D. La sua arte inizialmente aveva scelto un'altra
forma di espressione, la poesia. Entrambe le forme di linguaggio
che ha utilizzato si pongono perciò sotto il segno della scrittura,
una in modo più diretto una più mediato, quale necessità di apertura
e narrazione sottostà a queste scelte?
Ricorre nei titoli delle sue opere il termine "Microviolenza" che significato
ha questa parola?
R. A dire il vero, quando ho iniziato, negli anni '60, praticavo insieme tanto la poesia che la visualità. Queste due pratiche si sono diversamente gerarchizzate dopo, ma mai del tutto separate. Tutto parte dal rapporto che intratteniamo con gli altri e dalle solitudini in cui spesso ci lascia la cosiddetta comunicazione. Credo che non ci sia esperienza più dolorosa di quella di sentirci incompresi. La scrittura da sempre ha avuto per noi un effetto catartico, proprio di cura (basti pensare alla tragedia greca), ma anch'essa è violenta. Deturpa la verginità dei materiali (la carta bianca, la carta carbone, la carta assorbente) di cui si serve per curarci. Con il termine "microviolenza" intendo indicare queste violazioni che la scrittura esercita sui suoi materiali. Come il gelo, del resto, sulla campitura vergine delle tempere. La violenza si rivela così come una struttura ineliminabile dell'esistenza. L'unica cosa che possiamo fare è prenderne coscienza (ecco perché la propongo alla parete) e cercare di ridurla al minimo possibile.
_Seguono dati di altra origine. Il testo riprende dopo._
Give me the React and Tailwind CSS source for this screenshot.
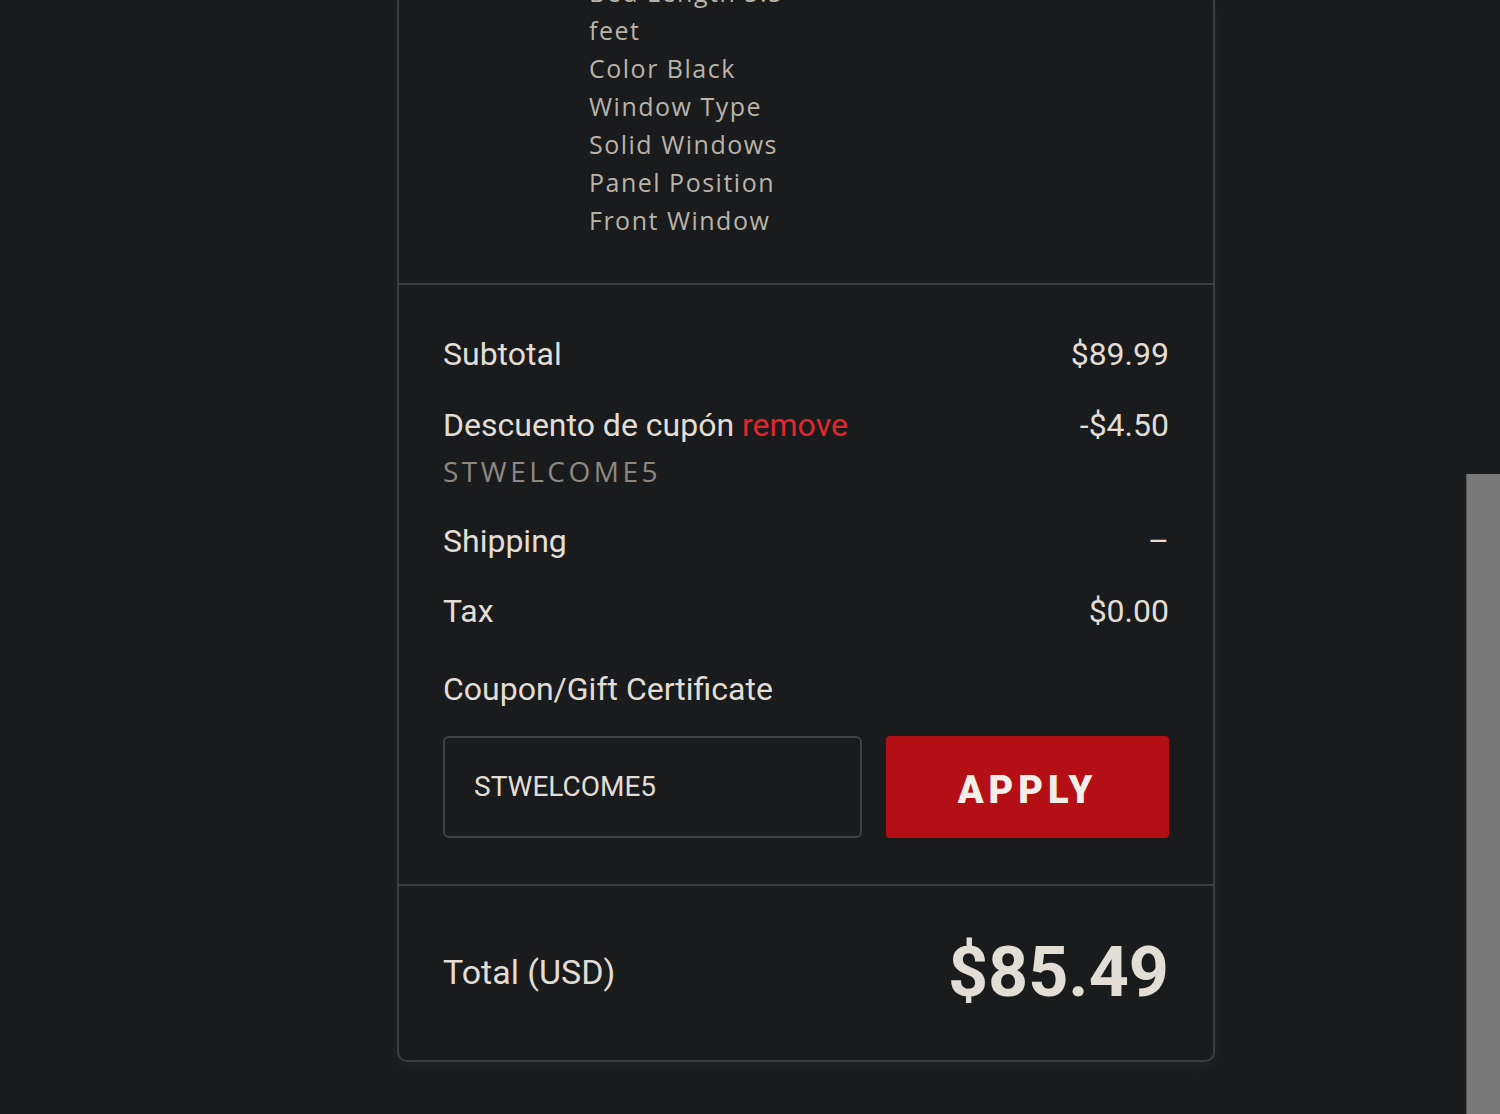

Chi è violento in genere non sa di esserlo: pensa di star difendendo o propugnando dei valori (la patria, che so, la religione, la tradizione ecc,). In genere separa nettamente le due cose. I valori, il bene, da una parte e il male, la violenza, dall'altra. Le mie opere consigliano di stare attenti, perché anche ciò che viene pensato come un valore può nascondere una faccia violenta.